** Start **

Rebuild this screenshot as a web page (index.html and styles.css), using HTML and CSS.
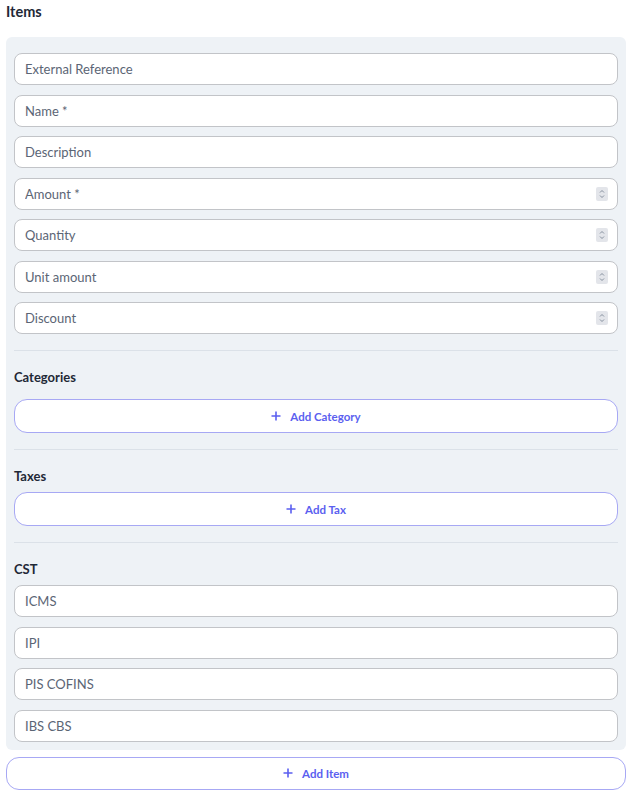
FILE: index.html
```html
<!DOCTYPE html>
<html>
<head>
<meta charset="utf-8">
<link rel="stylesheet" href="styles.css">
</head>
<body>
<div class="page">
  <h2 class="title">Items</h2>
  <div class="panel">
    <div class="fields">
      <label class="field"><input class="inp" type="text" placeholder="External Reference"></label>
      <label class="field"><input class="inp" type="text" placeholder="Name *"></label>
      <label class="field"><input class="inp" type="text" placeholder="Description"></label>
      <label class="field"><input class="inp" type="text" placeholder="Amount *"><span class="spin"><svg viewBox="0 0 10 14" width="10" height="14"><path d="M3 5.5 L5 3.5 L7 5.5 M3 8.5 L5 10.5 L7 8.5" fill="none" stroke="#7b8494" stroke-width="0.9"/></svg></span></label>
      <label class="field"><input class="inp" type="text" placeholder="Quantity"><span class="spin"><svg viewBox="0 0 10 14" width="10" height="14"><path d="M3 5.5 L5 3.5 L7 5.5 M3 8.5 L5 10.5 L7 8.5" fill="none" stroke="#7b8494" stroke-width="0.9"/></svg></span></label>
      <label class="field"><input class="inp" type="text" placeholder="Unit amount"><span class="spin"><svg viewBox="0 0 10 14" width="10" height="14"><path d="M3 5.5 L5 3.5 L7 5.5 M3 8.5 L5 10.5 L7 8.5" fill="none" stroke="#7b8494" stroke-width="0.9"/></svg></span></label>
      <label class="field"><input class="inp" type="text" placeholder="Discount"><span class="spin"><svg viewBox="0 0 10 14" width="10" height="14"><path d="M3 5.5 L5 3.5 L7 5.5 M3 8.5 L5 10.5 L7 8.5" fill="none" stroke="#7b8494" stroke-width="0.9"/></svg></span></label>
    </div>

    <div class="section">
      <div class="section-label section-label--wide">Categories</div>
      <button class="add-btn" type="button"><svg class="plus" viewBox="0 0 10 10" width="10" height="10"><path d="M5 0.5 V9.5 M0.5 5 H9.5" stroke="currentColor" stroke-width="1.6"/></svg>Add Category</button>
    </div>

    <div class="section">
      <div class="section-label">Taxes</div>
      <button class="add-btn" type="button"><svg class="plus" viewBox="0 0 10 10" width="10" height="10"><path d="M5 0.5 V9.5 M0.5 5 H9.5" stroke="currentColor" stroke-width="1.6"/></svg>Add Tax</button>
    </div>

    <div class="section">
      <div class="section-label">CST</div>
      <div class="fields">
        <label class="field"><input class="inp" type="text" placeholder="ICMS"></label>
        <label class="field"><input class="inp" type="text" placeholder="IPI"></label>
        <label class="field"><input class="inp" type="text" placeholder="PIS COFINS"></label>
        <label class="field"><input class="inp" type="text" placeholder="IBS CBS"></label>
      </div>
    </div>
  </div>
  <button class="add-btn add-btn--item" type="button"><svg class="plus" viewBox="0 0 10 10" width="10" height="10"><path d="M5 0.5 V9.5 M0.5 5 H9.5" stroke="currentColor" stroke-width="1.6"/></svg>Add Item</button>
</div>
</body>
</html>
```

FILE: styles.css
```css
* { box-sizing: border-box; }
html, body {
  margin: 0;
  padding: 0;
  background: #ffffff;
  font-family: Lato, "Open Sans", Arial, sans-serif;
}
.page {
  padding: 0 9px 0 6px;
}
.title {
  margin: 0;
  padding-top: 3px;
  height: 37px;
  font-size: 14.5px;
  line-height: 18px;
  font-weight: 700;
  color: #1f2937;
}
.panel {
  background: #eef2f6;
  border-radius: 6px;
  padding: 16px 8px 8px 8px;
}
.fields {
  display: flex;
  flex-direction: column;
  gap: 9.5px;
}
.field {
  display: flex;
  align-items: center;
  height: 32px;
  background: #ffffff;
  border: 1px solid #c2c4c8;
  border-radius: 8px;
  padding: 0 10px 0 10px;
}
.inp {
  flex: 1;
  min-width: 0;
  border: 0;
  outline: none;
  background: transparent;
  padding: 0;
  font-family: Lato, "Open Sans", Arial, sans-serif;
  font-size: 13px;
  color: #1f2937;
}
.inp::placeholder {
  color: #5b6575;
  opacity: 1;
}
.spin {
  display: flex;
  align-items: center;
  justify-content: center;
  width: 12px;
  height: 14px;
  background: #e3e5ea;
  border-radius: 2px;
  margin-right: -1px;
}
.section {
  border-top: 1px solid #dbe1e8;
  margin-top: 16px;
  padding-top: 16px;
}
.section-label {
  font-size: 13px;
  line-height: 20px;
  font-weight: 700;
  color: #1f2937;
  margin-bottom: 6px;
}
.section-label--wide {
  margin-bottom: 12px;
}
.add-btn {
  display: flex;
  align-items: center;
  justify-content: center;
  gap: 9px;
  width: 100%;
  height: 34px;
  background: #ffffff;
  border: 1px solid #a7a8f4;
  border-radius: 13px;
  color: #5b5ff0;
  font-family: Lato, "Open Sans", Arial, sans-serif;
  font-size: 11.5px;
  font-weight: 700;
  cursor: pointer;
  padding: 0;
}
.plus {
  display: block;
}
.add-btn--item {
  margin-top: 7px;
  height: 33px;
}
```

** End **
** Start **

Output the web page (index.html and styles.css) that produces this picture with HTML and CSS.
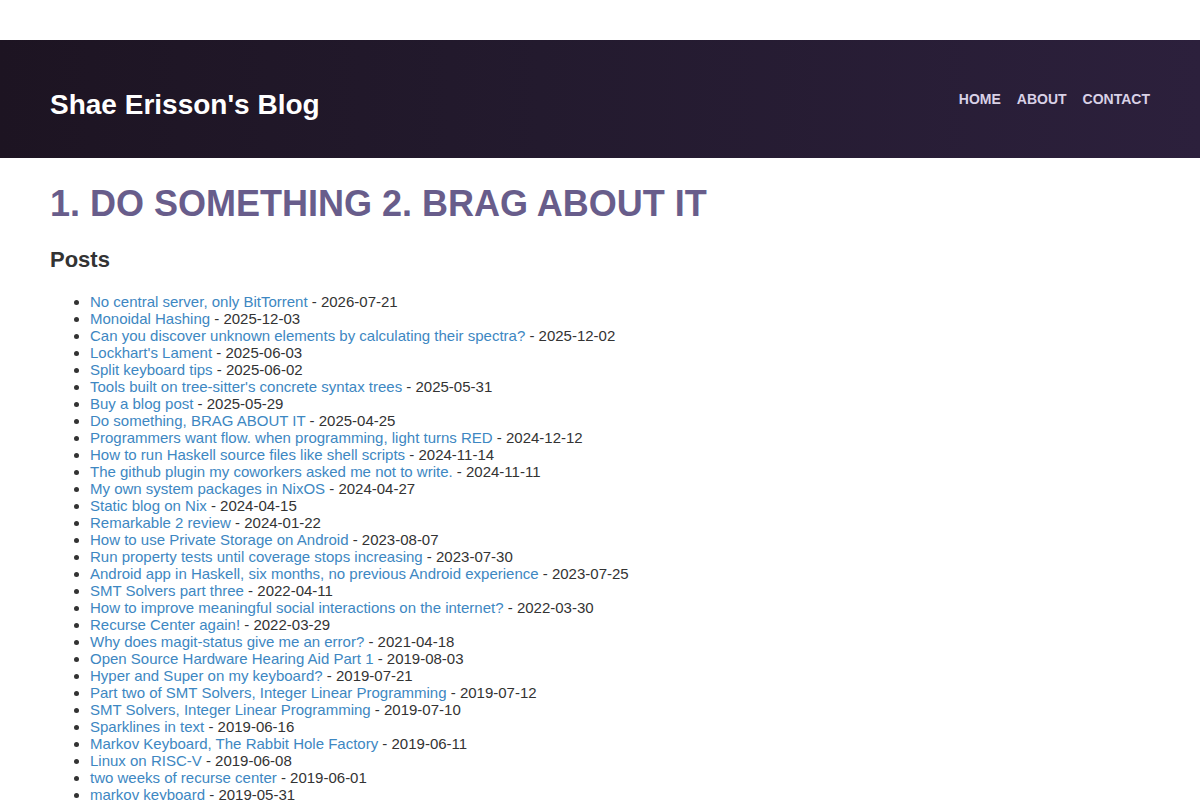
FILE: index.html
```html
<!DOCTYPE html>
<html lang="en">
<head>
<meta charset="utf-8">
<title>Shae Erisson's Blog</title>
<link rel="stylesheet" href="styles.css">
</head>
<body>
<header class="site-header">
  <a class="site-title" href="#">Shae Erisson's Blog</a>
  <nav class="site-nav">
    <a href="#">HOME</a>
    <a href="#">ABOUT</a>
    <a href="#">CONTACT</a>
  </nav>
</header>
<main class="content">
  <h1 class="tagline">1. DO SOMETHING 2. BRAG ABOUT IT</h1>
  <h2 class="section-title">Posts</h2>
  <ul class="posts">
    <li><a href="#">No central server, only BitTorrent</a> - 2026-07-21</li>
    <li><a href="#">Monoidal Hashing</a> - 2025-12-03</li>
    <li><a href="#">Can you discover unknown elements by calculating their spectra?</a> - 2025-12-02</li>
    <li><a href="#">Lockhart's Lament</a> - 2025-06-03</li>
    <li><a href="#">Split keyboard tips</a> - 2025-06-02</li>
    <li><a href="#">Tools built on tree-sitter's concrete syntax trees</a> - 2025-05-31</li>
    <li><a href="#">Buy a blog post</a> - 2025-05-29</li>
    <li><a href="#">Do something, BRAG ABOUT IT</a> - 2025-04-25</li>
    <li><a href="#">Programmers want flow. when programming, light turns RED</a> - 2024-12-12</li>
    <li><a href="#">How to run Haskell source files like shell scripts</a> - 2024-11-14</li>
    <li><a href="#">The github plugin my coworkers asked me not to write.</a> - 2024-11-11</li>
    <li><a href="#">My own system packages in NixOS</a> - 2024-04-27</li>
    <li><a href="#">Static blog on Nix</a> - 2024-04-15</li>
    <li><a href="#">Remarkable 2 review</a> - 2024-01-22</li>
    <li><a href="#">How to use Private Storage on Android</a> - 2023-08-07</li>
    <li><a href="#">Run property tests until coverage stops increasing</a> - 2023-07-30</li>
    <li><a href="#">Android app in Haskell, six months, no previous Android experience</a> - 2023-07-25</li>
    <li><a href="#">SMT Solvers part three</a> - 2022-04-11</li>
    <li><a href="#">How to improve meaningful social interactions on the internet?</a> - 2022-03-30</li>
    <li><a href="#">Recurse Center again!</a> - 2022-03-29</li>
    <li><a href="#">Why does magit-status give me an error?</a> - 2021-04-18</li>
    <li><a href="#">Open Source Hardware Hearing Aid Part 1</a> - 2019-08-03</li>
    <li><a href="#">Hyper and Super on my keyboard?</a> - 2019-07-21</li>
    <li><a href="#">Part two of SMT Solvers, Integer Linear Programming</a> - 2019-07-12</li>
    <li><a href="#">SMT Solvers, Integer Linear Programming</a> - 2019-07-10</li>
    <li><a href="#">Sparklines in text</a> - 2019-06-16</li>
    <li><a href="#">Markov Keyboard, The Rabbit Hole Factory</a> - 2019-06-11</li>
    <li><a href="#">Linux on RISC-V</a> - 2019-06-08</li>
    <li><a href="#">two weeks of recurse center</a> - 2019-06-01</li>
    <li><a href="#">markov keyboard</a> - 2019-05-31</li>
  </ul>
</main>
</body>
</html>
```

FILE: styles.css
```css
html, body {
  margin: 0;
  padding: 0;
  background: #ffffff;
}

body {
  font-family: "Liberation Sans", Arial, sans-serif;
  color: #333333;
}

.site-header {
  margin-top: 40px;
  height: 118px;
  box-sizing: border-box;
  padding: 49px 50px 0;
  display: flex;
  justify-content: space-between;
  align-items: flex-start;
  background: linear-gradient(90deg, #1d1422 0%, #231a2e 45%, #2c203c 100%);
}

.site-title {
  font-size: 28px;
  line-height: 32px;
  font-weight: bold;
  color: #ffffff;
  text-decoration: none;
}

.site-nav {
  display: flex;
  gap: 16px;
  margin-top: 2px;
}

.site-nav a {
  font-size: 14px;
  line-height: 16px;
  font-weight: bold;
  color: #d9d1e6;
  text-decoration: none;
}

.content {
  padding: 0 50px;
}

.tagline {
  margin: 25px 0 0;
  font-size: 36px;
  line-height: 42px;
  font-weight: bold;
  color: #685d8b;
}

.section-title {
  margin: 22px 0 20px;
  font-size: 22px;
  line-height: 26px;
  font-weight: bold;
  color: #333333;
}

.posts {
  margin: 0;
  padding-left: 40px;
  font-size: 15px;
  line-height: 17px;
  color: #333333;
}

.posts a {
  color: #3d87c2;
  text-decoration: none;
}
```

** End **

WHAT IS NEEDED:
Collect every line above that contains the word "page".

COMPLETE ANSWER:
Rebuild this screenshot as a web page (index.html and styles.css), using HTML and CSS.
<div class="page">
.page {
Output the web page (index.html and styles.css) that produces this picture with HTML and CSS.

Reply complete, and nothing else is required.